Even a feature like the 1.5-inch wide slots has a basis in physics. Wider slots allow for better airflow and more uniform radiation of heat onto the bread’s surface, helping to prevent the dreaded “zebra stripes” of uneven toasting, thus promoting a more consistent Maillard reaction across the entire slice.

Of course, the pursuit of perfection always involves trade-offs. Reading user feedback on such advanced appliances reveals the inherent compromises of modern engineering. When a user reports that their digital toaster “just stopped working,” it highlights the trade-off between complexity and reliability. The old, purely mechanical toasters with their bimetallic strips were simple and robust. By adding an LCD screen, touch controls, and a microcontroller, you introduce multiple new points of potential failure. The pursuit of digital precision comes at the cost of mechanical simplicity.

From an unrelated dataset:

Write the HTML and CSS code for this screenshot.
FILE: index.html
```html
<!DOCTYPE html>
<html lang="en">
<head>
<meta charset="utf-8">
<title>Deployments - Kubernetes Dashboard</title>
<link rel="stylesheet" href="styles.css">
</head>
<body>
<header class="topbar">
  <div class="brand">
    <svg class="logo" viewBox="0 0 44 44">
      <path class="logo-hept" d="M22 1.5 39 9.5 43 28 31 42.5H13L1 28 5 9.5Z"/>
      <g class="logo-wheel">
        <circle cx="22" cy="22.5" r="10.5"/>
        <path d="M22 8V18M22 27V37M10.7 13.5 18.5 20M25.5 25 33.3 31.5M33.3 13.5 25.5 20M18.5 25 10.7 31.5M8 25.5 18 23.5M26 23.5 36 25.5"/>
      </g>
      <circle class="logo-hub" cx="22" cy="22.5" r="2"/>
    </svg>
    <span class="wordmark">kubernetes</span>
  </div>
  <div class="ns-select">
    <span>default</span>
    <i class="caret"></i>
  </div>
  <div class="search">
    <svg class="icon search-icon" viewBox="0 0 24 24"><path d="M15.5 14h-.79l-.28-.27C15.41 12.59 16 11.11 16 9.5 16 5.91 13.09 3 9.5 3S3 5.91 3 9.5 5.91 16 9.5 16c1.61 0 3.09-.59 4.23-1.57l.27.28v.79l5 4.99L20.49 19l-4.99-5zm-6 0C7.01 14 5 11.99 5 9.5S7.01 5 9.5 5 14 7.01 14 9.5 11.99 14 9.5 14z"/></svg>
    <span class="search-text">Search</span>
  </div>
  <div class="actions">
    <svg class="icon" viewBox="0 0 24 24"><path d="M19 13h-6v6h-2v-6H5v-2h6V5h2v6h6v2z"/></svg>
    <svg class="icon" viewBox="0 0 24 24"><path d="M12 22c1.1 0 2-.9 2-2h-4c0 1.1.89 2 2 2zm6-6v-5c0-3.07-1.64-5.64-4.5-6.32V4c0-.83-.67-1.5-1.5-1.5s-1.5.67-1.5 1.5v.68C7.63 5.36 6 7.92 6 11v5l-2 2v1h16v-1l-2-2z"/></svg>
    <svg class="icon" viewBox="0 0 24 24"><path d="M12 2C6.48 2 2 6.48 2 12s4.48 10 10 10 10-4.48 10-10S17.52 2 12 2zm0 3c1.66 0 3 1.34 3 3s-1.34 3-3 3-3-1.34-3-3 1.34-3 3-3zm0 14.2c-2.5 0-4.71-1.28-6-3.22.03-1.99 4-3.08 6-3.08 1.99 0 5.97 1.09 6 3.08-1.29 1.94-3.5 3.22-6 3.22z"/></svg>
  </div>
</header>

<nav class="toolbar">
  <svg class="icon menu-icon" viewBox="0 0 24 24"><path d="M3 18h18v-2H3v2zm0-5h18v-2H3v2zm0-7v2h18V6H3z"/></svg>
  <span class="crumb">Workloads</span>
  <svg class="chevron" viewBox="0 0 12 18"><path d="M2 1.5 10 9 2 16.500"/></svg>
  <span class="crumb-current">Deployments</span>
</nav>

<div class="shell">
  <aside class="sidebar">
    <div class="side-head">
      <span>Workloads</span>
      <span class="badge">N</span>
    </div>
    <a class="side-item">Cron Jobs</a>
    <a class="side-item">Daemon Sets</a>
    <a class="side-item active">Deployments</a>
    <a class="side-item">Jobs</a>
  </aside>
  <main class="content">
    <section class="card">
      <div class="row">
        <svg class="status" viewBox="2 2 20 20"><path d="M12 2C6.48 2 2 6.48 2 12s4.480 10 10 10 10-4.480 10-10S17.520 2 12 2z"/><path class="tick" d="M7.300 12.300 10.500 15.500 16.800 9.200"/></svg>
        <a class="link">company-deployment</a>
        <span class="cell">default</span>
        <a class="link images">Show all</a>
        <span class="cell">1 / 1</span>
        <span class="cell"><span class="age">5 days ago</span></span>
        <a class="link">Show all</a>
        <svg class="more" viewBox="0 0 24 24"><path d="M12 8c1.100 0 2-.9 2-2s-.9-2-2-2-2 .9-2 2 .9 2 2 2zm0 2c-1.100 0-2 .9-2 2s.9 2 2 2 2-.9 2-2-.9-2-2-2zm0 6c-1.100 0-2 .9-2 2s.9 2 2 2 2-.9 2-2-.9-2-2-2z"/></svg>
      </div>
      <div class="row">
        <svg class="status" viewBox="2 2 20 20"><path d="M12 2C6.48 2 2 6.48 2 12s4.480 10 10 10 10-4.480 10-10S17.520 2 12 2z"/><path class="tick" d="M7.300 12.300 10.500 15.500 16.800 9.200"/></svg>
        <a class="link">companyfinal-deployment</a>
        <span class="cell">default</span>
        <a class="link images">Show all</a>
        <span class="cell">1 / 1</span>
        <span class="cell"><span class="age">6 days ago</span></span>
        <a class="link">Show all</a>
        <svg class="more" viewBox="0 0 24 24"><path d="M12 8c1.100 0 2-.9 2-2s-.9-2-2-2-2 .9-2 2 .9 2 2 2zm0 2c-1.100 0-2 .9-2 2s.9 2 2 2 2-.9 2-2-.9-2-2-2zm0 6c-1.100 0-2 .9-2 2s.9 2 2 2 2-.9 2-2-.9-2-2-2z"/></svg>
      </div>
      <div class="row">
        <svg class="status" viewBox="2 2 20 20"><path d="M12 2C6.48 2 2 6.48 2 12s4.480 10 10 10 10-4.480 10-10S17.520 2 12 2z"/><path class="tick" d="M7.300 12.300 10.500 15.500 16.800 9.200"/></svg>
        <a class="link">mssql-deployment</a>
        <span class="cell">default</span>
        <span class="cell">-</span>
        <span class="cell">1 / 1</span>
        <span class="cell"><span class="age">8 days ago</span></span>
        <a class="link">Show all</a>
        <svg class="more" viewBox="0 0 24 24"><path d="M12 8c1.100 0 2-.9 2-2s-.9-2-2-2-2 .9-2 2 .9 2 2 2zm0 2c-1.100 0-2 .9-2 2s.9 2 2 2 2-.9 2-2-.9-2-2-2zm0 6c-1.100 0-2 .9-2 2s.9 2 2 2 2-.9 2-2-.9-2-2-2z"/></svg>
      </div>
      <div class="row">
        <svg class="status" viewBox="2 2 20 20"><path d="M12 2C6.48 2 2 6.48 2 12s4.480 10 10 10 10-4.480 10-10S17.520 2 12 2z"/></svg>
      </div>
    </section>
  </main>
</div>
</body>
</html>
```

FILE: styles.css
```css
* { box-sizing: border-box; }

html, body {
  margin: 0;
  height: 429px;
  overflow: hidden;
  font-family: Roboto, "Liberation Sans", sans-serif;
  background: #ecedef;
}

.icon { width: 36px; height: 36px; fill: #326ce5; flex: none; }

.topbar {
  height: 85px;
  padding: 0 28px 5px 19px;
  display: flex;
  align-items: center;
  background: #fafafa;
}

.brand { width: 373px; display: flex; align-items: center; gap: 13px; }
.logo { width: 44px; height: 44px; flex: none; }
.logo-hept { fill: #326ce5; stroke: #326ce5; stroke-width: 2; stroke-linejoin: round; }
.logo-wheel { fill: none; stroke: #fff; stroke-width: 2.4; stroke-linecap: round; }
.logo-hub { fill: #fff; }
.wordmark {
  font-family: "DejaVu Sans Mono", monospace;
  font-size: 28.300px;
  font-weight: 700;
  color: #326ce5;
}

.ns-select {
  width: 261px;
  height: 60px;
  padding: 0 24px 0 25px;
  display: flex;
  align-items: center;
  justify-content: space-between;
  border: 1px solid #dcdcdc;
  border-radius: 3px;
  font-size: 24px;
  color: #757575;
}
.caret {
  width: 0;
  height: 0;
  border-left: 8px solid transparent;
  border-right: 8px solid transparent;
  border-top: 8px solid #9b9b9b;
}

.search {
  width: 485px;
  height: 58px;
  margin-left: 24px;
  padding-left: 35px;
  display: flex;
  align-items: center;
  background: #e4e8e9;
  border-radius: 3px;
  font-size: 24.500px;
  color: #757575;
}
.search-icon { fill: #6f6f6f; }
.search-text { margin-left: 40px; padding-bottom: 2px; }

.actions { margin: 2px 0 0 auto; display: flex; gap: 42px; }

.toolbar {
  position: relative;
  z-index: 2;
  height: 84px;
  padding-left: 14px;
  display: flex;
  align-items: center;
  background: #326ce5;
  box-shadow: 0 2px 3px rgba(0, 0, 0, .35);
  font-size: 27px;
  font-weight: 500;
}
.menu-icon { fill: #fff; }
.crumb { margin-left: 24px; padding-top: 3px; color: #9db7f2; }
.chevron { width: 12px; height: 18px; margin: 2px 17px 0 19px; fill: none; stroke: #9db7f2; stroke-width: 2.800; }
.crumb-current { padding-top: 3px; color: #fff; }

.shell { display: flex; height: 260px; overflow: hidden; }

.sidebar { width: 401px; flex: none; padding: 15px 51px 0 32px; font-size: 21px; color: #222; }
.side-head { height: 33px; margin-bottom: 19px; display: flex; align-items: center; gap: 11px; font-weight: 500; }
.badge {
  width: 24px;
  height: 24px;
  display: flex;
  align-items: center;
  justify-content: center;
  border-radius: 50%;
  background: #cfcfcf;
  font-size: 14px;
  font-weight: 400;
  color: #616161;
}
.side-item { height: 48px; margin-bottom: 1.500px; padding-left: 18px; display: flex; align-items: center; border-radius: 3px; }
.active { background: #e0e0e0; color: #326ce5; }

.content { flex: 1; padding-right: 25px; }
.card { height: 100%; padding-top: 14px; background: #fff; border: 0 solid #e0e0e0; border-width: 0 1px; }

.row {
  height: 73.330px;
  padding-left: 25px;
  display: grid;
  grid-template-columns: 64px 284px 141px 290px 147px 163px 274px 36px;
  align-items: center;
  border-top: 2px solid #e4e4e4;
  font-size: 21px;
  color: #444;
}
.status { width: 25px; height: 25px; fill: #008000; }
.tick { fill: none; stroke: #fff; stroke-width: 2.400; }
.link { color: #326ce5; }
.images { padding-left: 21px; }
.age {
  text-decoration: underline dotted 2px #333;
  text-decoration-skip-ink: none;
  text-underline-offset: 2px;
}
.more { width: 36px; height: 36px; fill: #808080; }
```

Similarly, when a user complains that a high-powered toaster “burns your toast if you don’t have it on the right setting,” they are experiencing the double-edged sword of performance. A faster heating cycle means a much smaller margin for error. The window of time between perfectly golden and slightly burnt becomes significantly shorter. This is the classic engineering trade-off between raw power and user-friendliness.

What these devices represent is a relentless drive to bring control and predictability to an inherently variable process. They are an attempt to turn the art of making toast into a science. Every feature is a solution to a chemical or physical problem.

So, the next time you drop a slice of bread into your toaster, take a moment. You are not just making breakfast. You are initiating a complex and delicious chemical reaction, and the machine you are using, whether it’s a simple analog model or a digital powerhouse, is a testament to a century of engineering focused on a single, noble goal: mastering the science of the perfect slice of toast.